Survival of the Fittest
The process time constants and process gain are highly nonlinear in batch operation because the reaction rate is a moving target. If you throw a transition between heating and cooling into the mix, you are headed for less than the best quality and efficiency. The preemptive adaptation of the controller to changing batch conditions is as important as the preemptive adaptation of a company to changing business conditions. The primary controller tuning settings should be scheduled based on totalized feeds and the secondary controller tuning settings scheduled based on the position of the split ranged valves4. The adaptive controller should trim the settings as the reactor moves into the scheduled regions and provide a closed loop response faster than the open loop response.

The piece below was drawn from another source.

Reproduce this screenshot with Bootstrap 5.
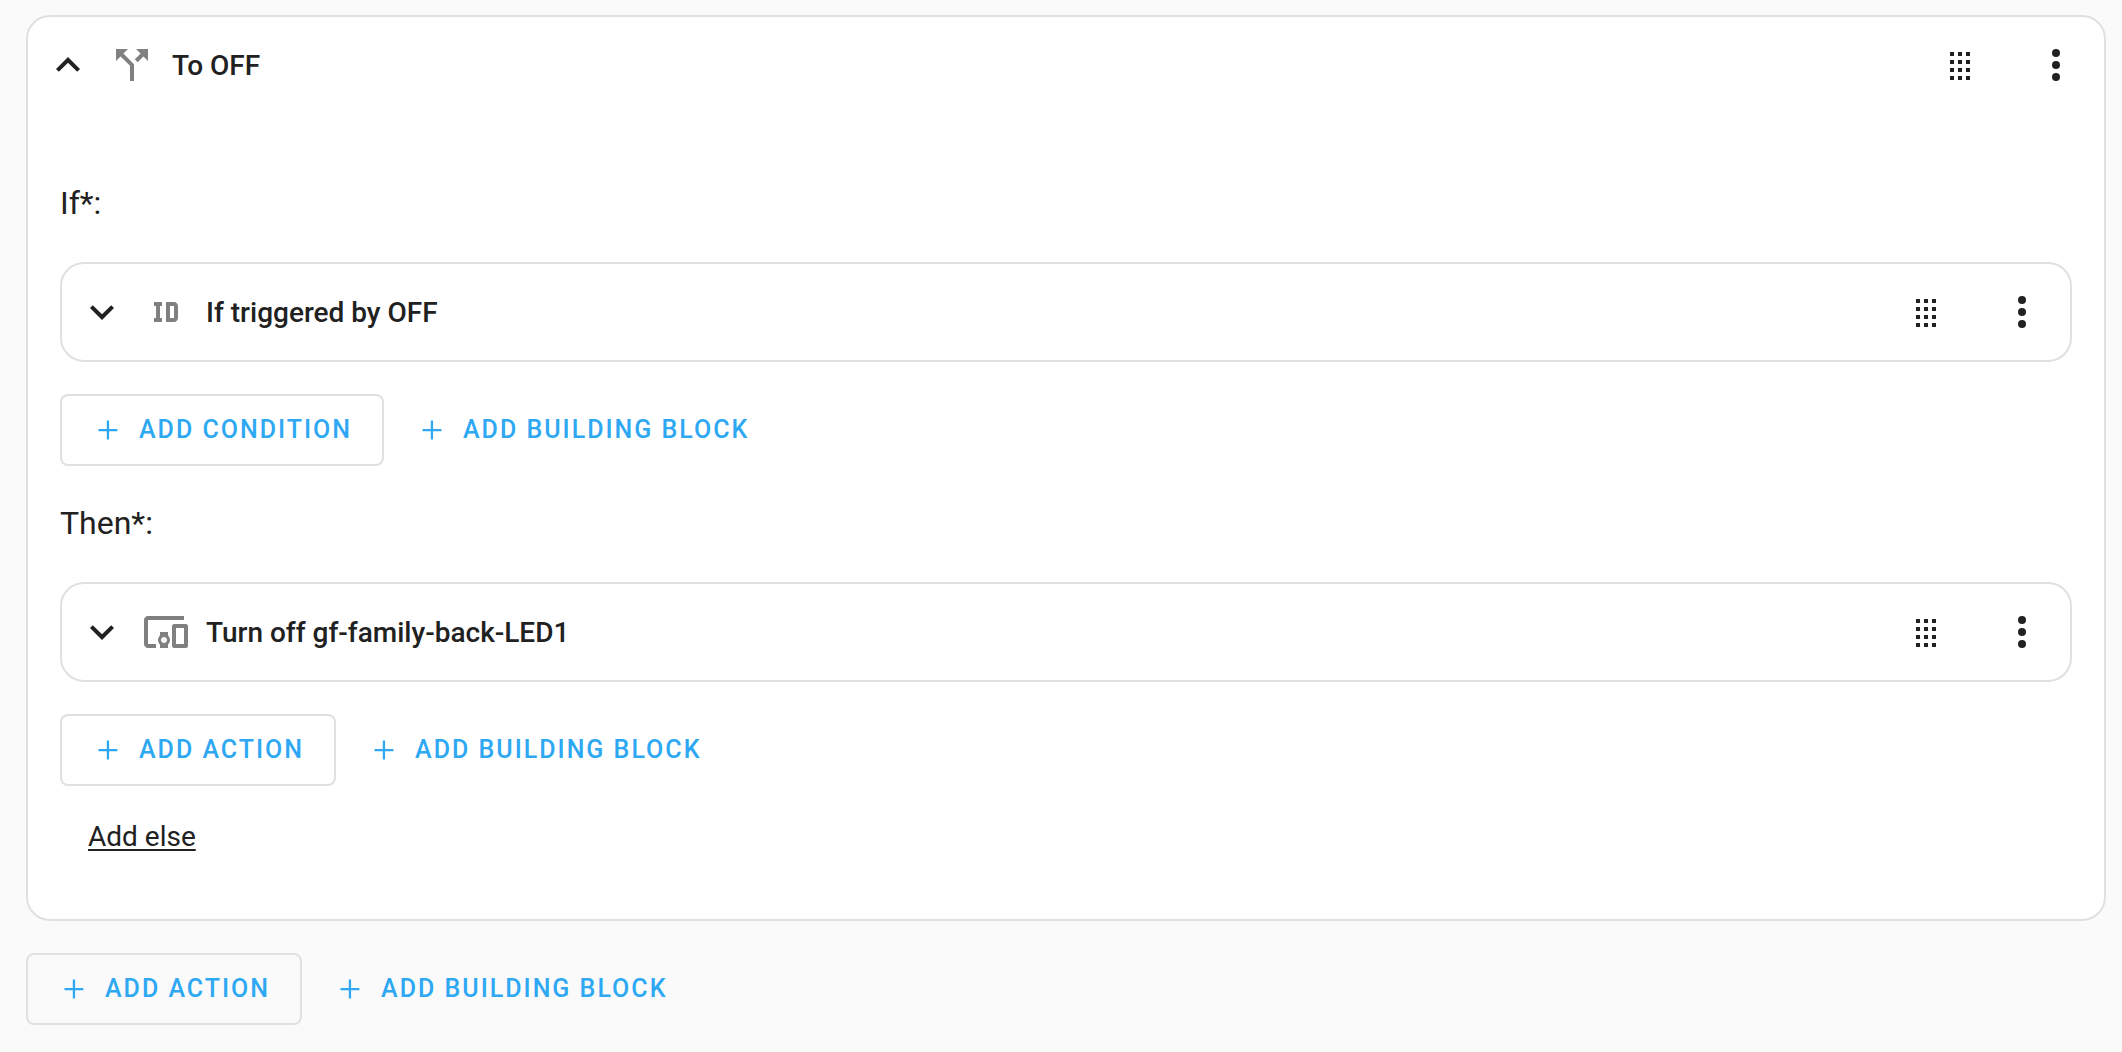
<!DOCTYPE html>
<html lang="en">
<head>
<meta charset="utf-8">
<meta name="viewport" content="width=device-width, initial-scale=1">
<title>Automation actions</title>
<link href="https://cdn.jsdelivr.net/npm/bootstrap@5.3.0/dist/css/bootstrap.min.css" rel="stylesheet">
<style>
  :root { --ink: #212121; --line: #e0e0e0; --accent: #2ea8f3; --muted-icon: #808080; }
  body { background: #fafafa; color: var(--ink); font-family: Roboto, "Liberation Sans", sans-serif; font-size: 28px; }
  .editor { padding: 15px 16px 27px 26px; }
  .panel { --bs-card-border-width: 2px; --bs-card-border-color: var(--line); --bs-card-border-radius: 24px; --bs-card-bg: #fff; color: var(--ink); }
  .panel-head { height: 96px; padding-left: 16px; gap: 16px; }
  .panel-body { padding: 33px 32px 62px; }
  .panel-title { font-size: 28px; font-weight: 500; line-height: 40px; margin: 0; padding-top: 2px; }
  .step-label { font-size: 32px; font-weight: 400; line-height: 40px; margin: 37px 0 39px; }
  .glyph { width: 48px; height: 48px; fill: currentColor; flex: none; display: block; }
  .glyph-kind { color: var(--muted-icon); }
  .glyph-plus { width: 32px; height: 32px; fill: currentColor; flex: none; }
  .tool { --bs-btn-color: var(--ink); --bs-btn-hover-color: var(--ink); --bs-btn-border-width: 0; padding: 24px; }
  .toggle { --bs-btn-color: var(--ink); --bs-btn-hover-color: var(--ink); --bs-btn-border-width: 0; padding: 0; }
  .actions { gap: 16px; margin-top: 32px; }
  .btn-add { --bs-btn-color: var(--accent); --bs-btn-hover-color: var(--accent); --bs-btn-border-width: 0; --bs-btn-border-radius: 8px;
    height: 72px; padding: 0 16px; gap: 15px; font-size: 25px; font-weight: 500; line-height: 32px; letter-spacing: 2px; text-transform: uppercase; }
  .btn-add-outlined { --bs-btn-border-width: 2px; --bs-btn-border-color: var(--line); --bs-btn-hover-border-color: var(--line); padding: 0 30px; }
  .btn-else { color: var(--ink); font-size: 28px; line-height: 40px; text-underline-offset: 3px; text-decoration-thickness: 2px; margin-top: 31px; padding: 0 28px; border: 0; }
</style>
<script src="https://cdn.jsdelivr.net/npm/bootstrap@5.3.0/dist/js/bootstrap.bundle.min.js"></script>
</head>
<body>
<svg class="d-none" aria-hidden="true">
  <symbol id="i-up" viewBox="0 0 24 24"><path d="M7.41,15.41L12,10.83L16.59,15.41L18,14L12,8L6,14L7.41,15.41Z"/></symbol>
  <symbol id="i-down" viewBox="0 0 24 24"><path d="M7.41,8.58L12,13.17L16.59,8.58L18,10L12,16L6,10L7.41,8.58Z"/></symbol>
  <symbol id="i-split" viewBox="0 0 24 24"><path d="M14,4L16.29,6.29L13.41,9.17L14.83,10.59L17.71,7.71L20,10V4M10,4H4V10L6.29,7.71L11,12.41V20H13V11.59L7.71,6.29"/></symbol>
  <symbol id="i-id" viewBox="0 0 24 24"><path d="M10 7V9H9V15H10V17H6V15H7V9H6V7H10M16 7C17.11 7 18 7.9 18 9V15C18 16.11 17.11 17 16 17H12V7M16 9H14V15H16V9Z"/></symbol>
  <symbol id="i-devices" viewBox="0 0 24 24"><path d="M3 6H21V4H3C1.9 4 1 4.9 1 6V18C1 19.1 1.9 20 3 20H7V18H3V6M13 12H9V13.78C8.39 14.33 8 15.11 8 16C8 16.89 8.39 17.67 9 18.22V20H13V18.22C13.61 17.67 14 16.88 14 16S13.61 14.33 13 13.78V12M11 17.5C10.17 17.5 9.5 16.83 9.5 16S10.17 14.5 11 14.5 12.5 15.17 12.5 16 11.83 17.5 11 17.5M22 8H16C15.5 8 15 8.5 15 9V19C15 19.5 15.5 20 16 20H22C22.5 20 23 19.5 23 19V9C23 8.5 22.5 8 22 8M21 18H17V10H21V18Z"/></symbol>
  <symbol id="i-grip" viewBox="0 0 24 24"><path d="M7 5.5h2v2h-2zM11 5.5h2v2h-2zM15 5.5h2v2h-2zM7 9.5h2v2h-2zM11 9.5h2v2h-2zM15 9.5h2v2h-2zM7 13.5h2v2h-2zM11 13.5h2v2h-2zM15 13.5h2v2h-2zM7 17.5h2v2h-2zM11 17.5h2v2h-2zM15 17.5h2v2h-2z"/></symbol>
  <symbol id="i-more" viewBox="0 0 24 24"><circle cx="12" cy="6" r="2"/><circle cx="12" cy="12" r="2"/><circle cx="12" cy="18" r="2"/></symbol>
  <symbol id="i-plus" viewBox="0 0 32 32"><path d="M14.8 6.6h2.3v8.3h8.3v2.3h-8.3v8.3h-2.3v-8.3H6.5v-2.3h8.3z"/></symbol>
</svg>

<main class="editor">
  <section class="card panel">
    <header class="panel-head d-flex align-items-center">
      <button type="button" class="btn toggle" aria-label="Collapse"><svg class="glyph"><use href="#i-up"/></svg></button>
      <svg class="glyph glyph-kind" aria-hidden="true"><use href="#i-split"/></svg>
      <h2 class="panel-title">To OFF</h2>
      <div class="d-flex ms-auto">
        <button type="button" class="btn tool" aria-label="Move"><svg class="glyph"><use href="#i-grip"/></svg></button>
        <button type="button" class="btn tool" aria-label="More options"><svg class="glyph"><use href="#i-more"/></svg></button>
      </div>
    </header>

    <div class="panel-body">
      <h3 class="step-label">If*:</h3>
      <section class="card panel">
        <header class="panel-head d-flex align-items-center">
          <button type="button" class="btn toggle" aria-label="Expand"><svg class="glyph"><use href="#i-down"/></svg></button>
          <svg class="glyph glyph-kind" aria-hidden="true"><use href="#i-id"/></svg>
          <h4 class="panel-title">If triggered by OFF</h4>
          <div class="d-flex ms-auto">
            <button type="button" class="btn tool" aria-label="Move"><svg class="glyph"><use href="#i-grip"/></svg></button>
            <button type="button" class="btn tool" aria-label="More options"><svg class="glyph"><use href="#i-more"/></svg></button>
          </div>
        </header>
      </section>
      <div class="actions d-flex flex-wrap">
        <button type="button" class="btn btn-add btn-add-outlined d-inline-flex align-items-center"><svg class="glyph-plus"><use href="#i-plus"/></svg>Add condition</button>
        <button type="button" class="btn btn-add d-inline-flex align-items-center"><svg class="glyph-plus"><use href="#i-plus"/></svg>Add building block</button>
      </div>

      <h3 class="step-label">Then*:</h3>
      <section class="card panel">
        <header class="panel-head d-flex align-items-center">
          <button type="button" class="btn toggle" aria-label="Expand"><svg class="glyph"><use href="#i-down"/></svg></button>
          <svg class="glyph glyph-kind" aria-hidden="true"><use href="#i-devices"/></svg>
          <h4 class="panel-title">Turn off gf-family-back-LED1</h4>
          <div class="d-flex ms-auto">
            <button type="button" class="btn tool" aria-label="Move"><svg class="glyph"><use href="#i-grip"/></svg></button>
            <button type="button" class="btn tool" aria-label="More options"><svg class="glyph"><use href="#i-more"/></svg></button>
          </div>
        </header>
      </section>
      <div class="actions d-flex flex-wrap">
        <button type="button" class="btn btn-add btn-add-outlined d-inline-flex align-items-center"><svg class="glyph-plus"><use href="#i-plus"/></svg>Add action</button>
        <button type="button" class="btn btn-add d-inline-flex align-items-center"><svg class="glyph-plus"><use href="#i-plus"/></svg>Add building block</button>
      </div>
      <button type="button" class="btn btn-else text-decoration-underline">Add else</button>
    </div>
  </section>

  <div class="actions d-flex flex-wrap">
    <button type="button" class="btn btn-add btn-add-outlined d-inline-flex align-items-center"><svg class="glyph-plus"><use href="#i-plus"/></svg>Add action</button>
    <button type="button" class="btn btn-add d-inline-flex align-items-center"><svg class="glyph-plus"><use href="#i-plus"/></svg>Add building block</button>
  </div>
</main>
</body>
</html>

Technical Terms Used Interchangeably in Process Control

Time Delay – Dead Time
Derivative Action – Rate Action
Derivative Time – Rate Time
Digital Valve Controller – Digital Valve Positioner
Integral Action – Reset Action
Integral Time – Reset Time
Time Lag – Time Constant*
Open Loop Gain – Process Gain
Proportional Action – Gain Action

* A closed loop time constant defines the exponential response for a step change in the controller set point with the controller in automatic. An open loop time constant defines the exponential response for a step change in the controller output with the controller in manual. An open loop time constant for a self-regulating process is a negative feedback time constant. The positive feedback time constant for a runaway process is not common but is useful for describing the acceleration. There is no steady state for a runaway except as forced by the gain action of a controller in automatic.